Since 2003, the Federated Indians of Graton Rancheria (FIGR) has actively and aggressively pursued a casino project that would decimate the local environment by destroying endangered species habitat and the area's vernal wetlands and coastal grasslands habitat, by damaging the Santa Rosa Plain aquifer beyond its ability to recover and by pumping tons of pollutants into the air from casino traffic.
Today the U.S. Fish and Wildlife Service released its final ruling on proposed critical habitat for Sonoma County's highly-endangered Tiger Salamander. The ruling excluded the 252 acres of the Graton Rancheria casino site, which is an island surrounded by land already designated as salamander preserve.
The decision by Fish & Wildlife to exclude the Graton Rancheria casino site as critical habitat for the Tiger Salamander was not unexpected. Federal agencies have a mandate to facilitate tribal projects.

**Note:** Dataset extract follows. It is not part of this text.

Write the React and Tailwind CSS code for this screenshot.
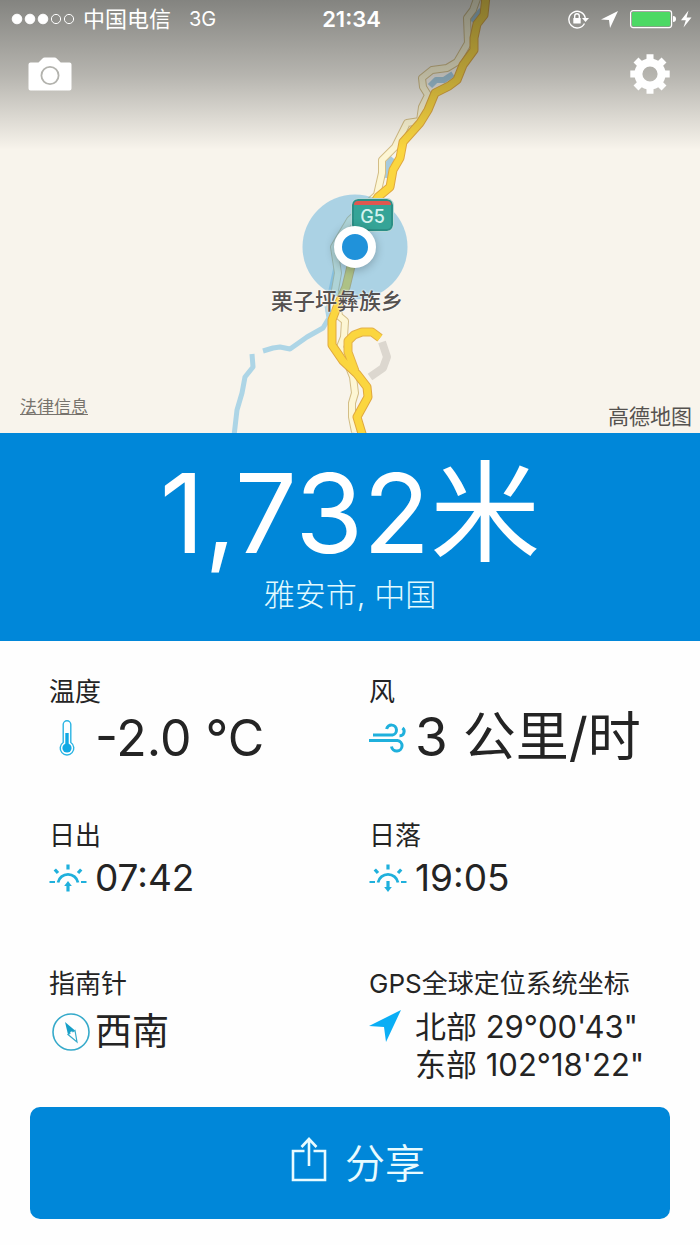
const highway =
  "M486 -4L484 15L477 24L474 38L474 50L463 65L457 80L449 86L435 93L428 110L420 123L403 142L400 158L393 170L390 187L378 197L366 215L352 262L346 287L337 307L332 320L332 345L343 361L357 374L367 387L368 397L357 417L363 437";
const loop = "M355 371L348 352L348 341L354 335L362 332L372 332L380 338";
const sideRoad =
  "M478 -4L473 10L467 18L468 43L457 62L447 68L432 70L422 78L423 87L428 95L422 107L420 121L407 123L395 147L382 160L382 173L377 195L350 220L334 247L338 273L335 290L339 316L345 321L344 337L340 347L347 362L353 377L355 393L352 403L352 417L355 432";

function MapDrawing() {
  return (
    <svg
      className="absolute inset-0 h-full w-full"
      viewBox="0 0 700 433"
      preserveAspectRatio="xMidYMid slice"
      fill="none"
      strokeLinejoin="round"
      aria-hidden="true">
      <g stroke="#add5e6" strokeWidth="5">
        <path d="M327 306L329 318L323 328L307 337L290 349L280 347L273 348L263 351" />
        <path d="M252 354L253 367L245 377L242 393L237 410L234 436" />
      </g>
      <path d="M336 262L330 290L327 312" stroke="#b5d2e0" strokeWidth="3" />
      <path d="M453 74L444 80L436 80L430 86M393 158L388 164L386 178M482 10L471 21" stroke="#a5cadd" strokeWidth="6" />
      <path d="M382 342L387 357L383 368L370 377" stroke="#dcd7cf" strokeWidth="8" />
      <path d={sideRoad} stroke="#d3bd86" strokeWidth="8" />
      <path d={sideRoad} stroke="#fdf6d4" strokeWidth="6" />
      <path d={loop} stroke="#e3b04a" strokeWidth="9" />
      <path d={highway} stroke="#e0a83f" strokeWidth="9" />
      <path d={loop} stroke="#fbd63f" strokeWidth="7" />
      <path d={highway} stroke="#fbd63f" strokeWidth="7" />
    </svg>
  );
}

function SignalDots() {
  return (
    <svg width="64" height="12" viewBox="0 0 64 12" fill="none" stroke="#fff" aria-hidden="true">
      <g fill="#fff">
        <circle cx="6" cy="6" r="4.8" />
        <circle cx="19" cy="6" r="4.8" />
        <circle cx="32" cy="6" r="4.8" />
      </g>
      <circle cx="45" cy="6" r="4.6" />
      <circle cx="58" cy="6" r="4.6" />
    </svg>
  );
}

function RotationLockIcon() {
  return (
    <svg width="22" height="20" viewBox="0 0 22 20" fill="none" aria-hidden="true">
      <path d="M17.5 14.5A8.3 8.3 0 1 1 18.3 9" stroke="#fff" strokeWidth="1.4" />
      <path d="M15 9H22L18.5 13Z" fill="#fff" />
      <rect x="6.3" y="9" width="7.4" height="5.5" rx="0.6" fill="#fff" />
      <path d="M7.7 9V7A2.3 2.3 0 0 1 12.3 7V9" stroke="#fff" strokeWidth="1.4" />
    </svg>
  );
}

function ArrowIcon({ className, width, height }) {
  return (
    <svg className={className} width={width} height={height} viewBox="0 0 32 32" aria-hidden="true">
      <path d="M32 0L17 32L15 17L0 16Z" fill="currentColor" />
    </svg>
  );
}

function BatteryIcon() {
  return (
    <svg width="62" height="20" viewBox="0 0 62 20" fill="none" aria-hidden="true">
      <rect x="0.6" y="1.6" width="41" height="17" rx="2.5" stroke="#fff" strokeWidth="1.2" />
      <rect x="2" y="3" width="38.2" height="14.2" rx="1.4" fill="#4cd964" />
      <path d="M43 7Q46 7 46 10Q46 13 43 13Z" fill="#fff" />
      <path d="M58.5 1.5L51 11.2H55.8L53.5 18.5L61.5 8.5H56.6Z" fill="#fff" />
    </svg>
  );
}

function CameraIcon() {
  return (
    <svg width="44" height="34" viewBox="0 0 44 34" aria-hidden="true">
      <path
        fill="#fff"
        d="M2.5 5.5H10.5L14.5 1.4Q15.4 0.5 16.6 0.5H26.6Q27.8 0.5 28.7 1.4L32.7 5.5H41.5Q43.5 5.5 43.5 7.5V31.5Q43.5 33.5 41.5 33.5H2.5Q0.5 33.5 0.5 31.5V7.5Q0.5 5.5 2.5 5.5Z" />
      <circle cx="22" cy="18.5" r="8.6" fill="none" stroke="#b3b3ae" strokeWidth="1.8" />
    </svg>
  );
}

function GearIcon() {
  return (
    <svg width="40" height="40" viewBox="-20 -20 40 40" fill="none" stroke="#fff" aria-hidden="true">
      <circle r="11.6" strokeWidth="8" />
      <path
        strokeWidth="7"
        d="M0 -13V-19.7M0 13V19.7M-13 0H-19.7M13 0H19.7M9.2 9.2L14 14M-9.2 9.2L-14 14M9.2 -9.2L14 -14M-9.2 -9.2L-14 -14" />
    </svg>
  );
}

function ThermometerIcon() {
  return (
    <svg width="36" height="36" viewBox="0 0 36 36" fill="none" aria-hidden="true">
      <path d="M14.2 22.5V4.6A3.8 3.8 0 0 1 21.8 4.6V22.5A6.8 6.8 0 1 1 14.2 22.5Z" stroke="#2ab4e3" strokeWidth="1.4" />
      <circle cx="18" cy="28" r="4.6" fill="#12a9e4" />
      <path d="M18 26V13" stroke="#12a9e4" strokeWidth="3.4" />
    </svg>
  );
}

function WindIcon() {
  return (
    <svg width="38" height="30" viewBox="0 0 38 30" fill="none" stroke="#1fb0dc" strokeWidth="3" aria-hidden="true">
      <path d="M4 12H23.5A5 5 0 1 0 17.6 6" />
      <path d="M0 17.5H28.5A5.3 5.3 0 1 1 22.5 23.5" />
      <path d="M33.5 5A4.4 4.4 0 0 1 30.5 12.8" />
    </svg>
  );
}

function SunIcon({ setting }) {
  return (
    <svg width="38" height="28" viewBox="0 0 38 28" fill="none" stroke="#1fb0dc" strokeWidth="2.8" aria-hidden="true">
      <path d="M9 18.5A10.2 10.2 0 0 1 29 18.5" />
      <path strokeWidth="3.2" d="M19 0.5V5.5M5.8 5.5L9 9M32.2 5.5L29 9" />
      <path strokeWidth="2.2" d="M0.5 18H6M32 18H37.5" />
      <path d={setting ? "M19 17V24" : "M19 20V27.5"} strokeWidth="3.2" />
      <path d={setting ? "M15.2 23H22.8L19 28Z" : "M15.2 22H22.8L19 17Z"} fill="#1fb0dc" stroke="none" />
    </svg>
  );
}

function CompassIcon() {
  return (
    <svg width="42" height="40" viewBox="0 0 42 40" fill="none" aria-hidden="true">
      <circle cx="22" cy="20" r="18" stroke="#36aaca" strokeWidth="1.6" />
      <path d="M16 10L26 18.5L19 22.5Z" fill="#169fc8" />
      <path d="M26 18.5L28 30L19 22.5Z" stroke="#36aaca" strokeWidth="1.2" />
      <circle cx="22.5" cy="20.7" r="1.2" fill="#fff" />
    </svg>
  );
}

function ShareIcon() {
  return (
    <svg className="mb-2.5" width="36" height="46" viewBox="0 0 36 46" fill="none" stroke="#e8fbff" strokeWidth="2.6" aria-hidden="true">
      <path d="M13.5 15H2V44H34V15H22.5" />
      <path d="M18 30V3M10.5 11L18 3L25.5 11" />
    </svg>
  );
}

function Reading({ label, icon, children, size }) {
  return (
    <div className="pl-[19px]">
      <dt className="text-[26px] leading-8 whitespace-nowrap">{label}</dt>
      <dd className={`flex items-center whitespace-nowrap ${size}`}>
        <span className="flex w-[46px] shrink-0">{icon}</span>
        {children}
      </dd>
    </div>
  );
}

export default function App() {
  return (
    <main className="min-h-screen bg-[#fefefe] font-['Inter','Noto_Sans_CJK_SC',sans-serif] text-[#242424]">
      <section className="relative flex aspect-[700/433] flex-col overflow-hidden bg-[#f8f4ec]">
        <MapDrawing />

        <div className="absolute top-[57%] left-1/2 ml-[5px] size-[105px] -translate-1/2 rounded-full bg-[#4ea8db]/45" />
        <div className="absolute top-[46%] left-1/2 ml-0.5 flex h-8 w-[41px] flex-col overflow-hidden rounded-md border-2 border-[#2b8f86] bg-[#35a497] outline outline-[#b8d8d8]">
          <span className="h-1 shrink-0 bg-[#e0574f]" />
          <span className="text-center text-[18px] leading-6 font-medium text-[#d5f3f0]">G5</span>
        </div>
        <div className="absolute top-[57%] left-1/2 ml-[5px] size-[42px] -translate-1/2 rounded-full border-8 border-white bg-[#2092da] shadow-[0_2px_10px_rgba(0,0,0,0.25)]" />
        <span className="absolute top-[66%] left-1/2 ml-[-13px] -translate-x-1/2 text-[22px] leading-[30px] font-medium whitespace-nowrap text-[#55514f] [text-shadow:0_0_2px_#fff,0_0_2px_#fff]">
          栗子坪彝族乡
        </span>
        <div className="absolute inset-x-0 top-0 h-[150px] bg-linear-to-b from-[#181c1c]/52 via-[#1c2020]/30 to-transparent" />

        <div className="relative grid h-[38px] grid-cols-[1fr_auto_1fr] items-center pr-2 pl-[11px] text-[20px] text-white">
          <div className="flex items-center gap-2">
            <SignalDots />
            <span className="text-[22px]">中国电信</span>
            <span className="ml-2.5">3G</span>
          </div>
          <time className="text-[22px] font-semibold">21:34</time>
          <div className="flex items-center justify-end gap-3">
            <RotationLockIcon />
            <ArrowIcon width="17" height="17" />
            <BatteryIcon />
          </div>
        </div>

        <div className="relative flex items-center justify-between px-7 pt-4">
          <button type="button" aria-label="相机">
            <CameraIcon />
          </button>
          <button type="button" aria-label="设置" className="mr-0.5">
            <GearIcon />
          </button>
        </div>

        <div className="relative mt-auto flex items-end justify-between pr-2 pb-1 pl-5">
          <a href="#legal" className="mb-2.5 text-[17px] leading-6 text-[#77736d] underline">
            法律信息
          </a>
          <span className="text-[21px] leading-6 text-[#55524f]">高德地图</span>
        </div>
      </section>

      <section className="bg-[#0087d9] pt-6 pb-[26px] text-center text-white">
        <h1 className="text-[110px] leading-[112px] whitespace-nowrap">1,732米</h1>
        <p className="pt-1.5 text-[31px] leading-10 font-light text-[#e2faff]">雅安市, 中国</p>
      </section>

      <dl className="grid grid-cols-2 gap-y-10 px-[30px] pt-[35px]">
        <Reading label="温度" size="mb-3 h-[60px] text-[50px]" icon={<ThermometerIcon />}>
          -2.0 °C
        </Reading>
        <Reading label="风" size="mb-3 h-[60px] text-[53px]" icon={<WindIcon />}>
          3 公里/时
        </Reading>
        <Reading label="日出" size="mb-6 h-[52px] text-[37px]" icon={<SunIcon />}>
          07:42
        </Reading>
        <Reading label="日落" size="mb-6 h-[52px] text-[37px]" icon={<SunIcon setting />}>
          19:05
        </Reading>
        <Reading label="指南针" size="h-16 text-[37px]" icon={<CompassIcon />}>
          西南
        </Reading>
        <Reading
          label="GPS全球定位系统坐标"
          size="pt-2 text-[31px] leading-[38px]"
          icon={<ArrowIcon className="-mt-9 text-[#0aaef5]" width="32" height="32" />}>
          <span>
            北部 29°00'43"
            <br />
            东部 102°18'22"
          </span>
        </Reading>
      </dl>

      <div className="px-[30px] pt-[23px] pb-[26px]">
        <button
          type="button"
          className="flex h-[112px] w-full items-center justify-center gap-[18px] rounded-[10px] bg-[#0087d9] pt-0.5 pl-4 text-[40px] font-[350] text-[#e8fbff]">
          <ShareIcon />
          分享
        </button>
      </div>
    </main>
  );
}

The United States Code allows the Secretary of the Interior to "exclude any area from critical habitat if he determines that the benefits of such exclusion outweigh the benefits of specifying such area as part of the critical habitat."
In this case, The Secretary of the Interior determined that construction of a Las Vegas-style casino was more important than the preservation of a rare creature.
STC101 is going forward with its planned NEPA lawsuit, a lawsuit that will be massive in scope and will cover areas from traffic, air quality, water and sewer to endangered species, social issues and the proposed casino's impact on existing tribal casinos.
"We're looking forward to having the court weigh in on the casino's very flawed environmental study," said Pastor Chip Worthington, founder of STC101. "Graton Rancheria has been working aggressively for months to get the casino site excluded as critical habitat. They have become one of the most rapacious developers in the history of Sonoma County."
The planned NEPA lawsuit will take at least four years to litigate. Today's decision by Fish and Wildlife appears to left intact the acreage bordering the casino site as well as the property purchased by Station Casinos for future developments as a high-end shopping center. This could prevent the casino site from being expanded in the future.